- Opening title card
- Directed by: John Harlow
- Screenplay by: John Harlow
- Based on: The Mystery of the Free Frenchmen by Anthony Parsons
- Produced by: Louis H. Jackson
- Starring: David Farrar Manning Whiley Dennis Arundell John Varley
- Cinematography: Geoffrey Faithfull
- Edited by: Vi Burdon
- Music by: Percival Mackey
- Production companies: Strand Film Company (for) British National Films
- Distributed by: Anglo-American Film Corporation (UK)
- Release date: 5 February 1945 (UK);
- Running time: 80 minutes
- Country: United Kingdom
- Language: English

= Meet Sexton Blake! =

Meet Sexton Blake! is a 1945 British second feature ('B') drama film directed by John Harlow and starring David Farrar, Manning Whiley, Dennis Arundell, and John Varley. It was written by Harlow based on the 1940 novel The Mystery of the Free Frenchmen by Anthony Parsons. It was one of two films directed by Harlow in which Farrar played Sexton Blake, the other being The Echo Murders (1945).

== Plot ==
Important documents are stolen from a dead man during an air raid, and the War Office call in Sexton Blake to investigate.

==Cast==
- David Farrar as Sexton Blake
- Manning Whiley as Raoul Sudd
- Dennis Arundell as Johann Sudd
- John Varley as Tinker
- Betty Huntley-Wright as Nobby
- Gordon McLeod as Inspector Venner
- Kathleen Harrison as Mrs Bardell
- Cyril Smith as Belford
- Magda Kun as Yvonne
- Ferdy Mayne as Slant-Eyes
- Charles Farrell as Skipper
- Roddy Hughes as Ferraby
- Philip Godfrey as James Baird
- Tony Arpino as Torch
- Charles Rolfe as Mario Carloni
- Elsie Wagstaff as Mrs Baird
- David Keir as Charlie Kunn

==Critical reception==
The Monthly Film Bulletin wrote: "This is a long-drawn-out murder story unfolded in confusing manner and with the actual murder sequences photographed in crude detail. The cast, headed by David Farrar as Sexton Blake and John Varley as Tinker, is an efficient one, but they are hampered by dialogue which tends to make their performances seem amateurish."

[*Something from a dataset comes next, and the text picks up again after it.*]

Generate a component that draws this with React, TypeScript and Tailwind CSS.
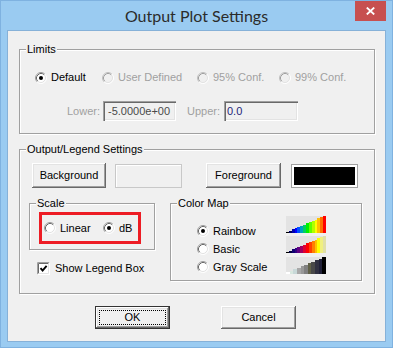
import React from "react";

const raised =
  "bg-[#f0f0f0] shadow-[inset_-1px_-1px_0_#696969,inset_1px_1px_0_#fff,inset_-2px_-2px_0_#a0a0a0,inset_2px_2px_0_#e3e3e3]";
const sunken =
  "bg-[#f0f0f0] shadow-[inset_1px_1px_0_#a0a0a0,inset_2px_2px_0_#696969,inset_-1px_-1px_0_#fff,inset_-2px_-2px_0_#e3e3e3]";
const etched =
  "border border-[#a0a0a0] shadow-[inset_1px_1px_0_#fff,1px_1px_0_#fff]";

const Radio = ({ checked = false, disabled = false }) => (
  <svg width="12" height="12" viewBox="0 0 12 12" className="shrink-0">
    <circle cx="6" cy="6" r="5" fill={disabled ? "#f0f0f0" : "#fff"} />
    <path d="M2.11 9.89A5.5 5.5 0 0 1 9.89 2.11" fill="none" stroke={disabled ? "#c0c0c0" : "#a0a0a0"} />
    <path d="M9.89 2.11A5.5 5.5 0 0 1 2.11 9.89" fill="none" stroke="#fff" />
    <path d="M2.82 9.18A4.5 4.5 0 0 1 9.18 2.82" fill="none" stroke={disabled ? "#a0a0a0" : "#696969"} />
    <path d="M9.18 2.82A4.5 4.5 0 0 1 2.82 9.18" fill="none" stroke="#e3e3e3" />
    {checked && <circle cx="6" cy="6" r="2" fill="#000" />}
  </svg>
);

const RadioItem = ({
  label,
  checked,
  disabled,
  className = "",
}: {
  label: string;
  checked?: boolean;
  disabled?: boolean;
  className?: string;
}) => (
  <div className={`flex items-center ${className}`}>
    <Radio checked={checked} disabled={disabled} />
    <span className={`ml-[4px] ${disabled ? "text-[#a0a0a0]" : "text-black"}`}>{label}</span>
  </div>
);

const Checkbox = () => (
  <svg width="13" height="13" viewBox="0 0 13 13" className="shrink-0">
    <rect width="13" height="13" fill="#fff" />
    <path d="M0.5 12.5V0.5H12.5" stroke="#a0a0a0" fill="none" />
    <path d="M1.5 11.5V1.5H11.5" stroke="#696969" fill="none" />
    <path d="M0.5 12.5H12.5V0.5" stroke="#fff" fill="none" />
    <path d="M1.5 11.5H11.5V1.5" stroke="#e3e3e3" fill="none" />
    <path d="M3.5 6.2L5.6 8.5L9.6 3.8" stroke="#000" strokeWidth="1.9" fill="none" />
  </svg>
);

const Swatch = ({ colors }: { colors: string[] }) => {
  const n = colors.length;
  const w = 40 / n;
  return (
    <svg width="40" height="17" viewBox="0 0 40 17" className="block" shapeRendering="crispEdges">
      <rect width="40" height="17" fill="#e3e3e3" />
      {colors.map((c, i) => {
        const h = ((i + 1) / n) * 17;
        return <rect key={i} x={i * w} y={17 - h} width={w + 0.3} height={h} fill={c} />;
      })}
    </svg>
  );
};

const rainbow = [
  "#000000", "#000060", "#0000b0", "#0000ff", "#0050ff", "#00a0c0", "#00d060",
  "#00f000", "#60ff00", "#b0ff00", "#ffff00", "#ffc000", "#ff7000", "#ff0000",
];
const basic = [
  "#000000", "#000040", "#100070", "#300080", "#600080", "#a00060", "#e00030",
  "#ff0000", "#ff4000", "#ff8000", "#ffc000", "#ffff00", "#f0f080", "#e0e0a8",
];
const gray = [
  "#ffffff", "#d8e8e0", "#c8d8d8", "#a8a8a8", "#989898", "#808080",
  "#606048", "#484848", "#303040", "#202038", "#000000",
];

export default function App() {
  return (
    <div className="w-[393px] h-[348px] bg-[#9acbf1] border border-[#7fb2e0] flex flex-col font-['Liberation_Sans',Arial,sans-serif] text-[11px] leading-[13px] text-black">
      <div className="relative h-[29px] flex items-center justify-center">
        <span className="font-['Segoe_UI',Lato,sans-serif] text-[16px] leading-[20px] text-[#2b2b2b]">
          Output Plot Settings
        </span>
        <div className="absolute right-[6px] top-0 w-[31px] h-[20px] bg-[#c75050] flex items-center justify-center">
          <svg width="9" height="8" viewBox="0 0 9 8">
            <path d="M0.8 0.6L8.2 7.4M8.2 0.6L0.8 7.4" stroke="#fff" strokeWidth="1.9" />
          </svg>
        </div>
      </div>

      <div className="mx-[6px] mb-[5px] flex-1 border border-[#86b1d8] bg-[#f0f0f0] flex flex-col pl-[11px] pr-[10px] pt-[12px]">
        {/* Limits */}
        <fieldset className={etched}>
          <legend className="ml-[6px] px-[1px] bg-[#f0f0f0]">Limits</legend>
          <div className="pl-[15px] pt-[15px] pb-[12px]">
            <div className="flex items-center h-[13px]">
              <RadioItem label="Default" checked className="w-[67px]" />
              <RadioItem label="User Defined" disabled className="w-[95px]" />
              <RadioItem label="95% Conf." disabled className="w-[82px]" />
              <RadioItem label="99% Conf." disabled />
            </div>
            <div className="flex items-center h-[20px] mt-[17px]">
              <span className="ml-[32px] w-[36px] text-[#a0a0a0]">Lower:</span>
              <div className={`w-[73px] h-[20px] flex items-center pl-[5px] text-[#4a4a4a] ${sunken}`}>
                -5.0000e+00
              </div>
              <span className="ml-[11px] w-[37px] text-[#a0a0a0]">Upper:</span>
              <div className={`w-[74px] h-[20px] flex items-center pl-[3px] text-[#1e1e78] ${sunken}`}>
                0.0
              </div>
            </div>
          </div>
        </fieldset>

        {/* Output / Legend */}
        <fieldset className={`mt-[9px] ${etched}`}>
          <legend className="ml-[6px] px-[1px] bg-[#f0f0f0]">Output/Legend Settings</legend>
          <div className="pt-[7px] pb-[12px]">
            <div className="flex items-center h-[25px] pl-[12px]">
              <div className={`w-[74px] h-[25px] flex items-center justify-center ${raised}`}>Background</div>
              <div className="ml-[9px] w-[67px] h-[24px] border border-[#c8c8c8] bg-[#f0f0f0] shadow-[inset_1px_1px_0_#fff]" />
              <div className={`ml-[24px] w-[75px] h-[25px] flex items-center justify-center ${raised}`}>Foreground</div>
              <div className="ml-[10px] w-[67px] h-[24px] border border-[#a0a0a0] bg-white p-[2px]">
                <div className="w-full h-full bg-black" />
              </div>
            </div>

            <div className="flex items-start mt-[9px]">
              <div className="ml-[9px] flex flex-col">
                <fieldset className={`w-[126px] ${etched}`}>
                  <legend className="ml-[6px] px-[1px] bg-[#f0f0f0]">Scale</legend>
                  <div className="pt-[2px] pb-[5px] pl-[9px]">
                    <div className="w-[102px] h-[32px] border-[3px] border-[#ed1c24] flex items-center pl-[2px]">
                      <RadioItem label="Linear" className="w-[59px]" />
                      <RadioItem label="dB" checked />
                    </div>
                  </div>
                </fieldset>
                <div className="flex items-center mt-[12px] ml-[8px] h-[13px]">
                  <Checkbox />
                  <span className="ml-[5px]">Show Legend Box</span>
                </div>
              </div>

              <fieldset className={`ml-[15px] w-[192px] ${etched}`}>
                <legend className="ml-[6px] px-[1px] bg-[#f0f0f0]">Color Map</legend>
                <div className="flex items-start pl-[26px] pb-[4px]">
                  <div className="w-[89px] pt-[12px] flex flex-col">
                    <RadioItem label="Rainbow" checked className="h-[18px]" />
                    <RadioItem label="Basic" className="h-[18px]" />
                    <RadioItem label="Gray Scale" className="h-[18px]" />
                  </div>
                  <div className="pt-[6px] flex flex-col">
                    <Swatch colors={rainbow} />
                    <div className="mt-[3px]">
                      <Swatch colors={basic} />
                    </div>
                    <div className="mt-[4px]">
                      <Swatch colors={gray} />
                    </div>
                  </div>
                </div>
              </fieldset>
            </div>
          </div>
        </fieldset>

        <div className="flex mt-[12px]">
          <div className="ml-[76px] w-[75px] h-[23px] border border-[#333] flex">
            <div className={`flex-1 flex p-[3px] ${raised}`}>
              <div className="flex-1 border border-dotted border-black flex items-center justify-center">OK</div>
            </div>
          </div>
          <div className={`ml-[51px] w-[75px] h-[23px] flex items-center justify-center ${raised}`}>Cancel</div>
        </div>
      </div>
    </div>
  );
}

Kine Weekly wrote: "This British offering attempts a little too much to achieve coherence, let alone convincing entertainment. The story, exploring the crime calendar from opium dens to grisly murder, is never held in clear perspective and only a master mind will follow it with any accuracy. Competently acted and staged, it nevertheless has undeniable box-office claims in its title and, on this score alone, should make a reliable programmer for industrial halls and the masses as a whole."

Picturegoer wrote: "If it's blood and thunder – and unitentional laughter – you are after, this is your meat."

TV Guide called the film "entertaining in an unintended way", rating it two out of five stars.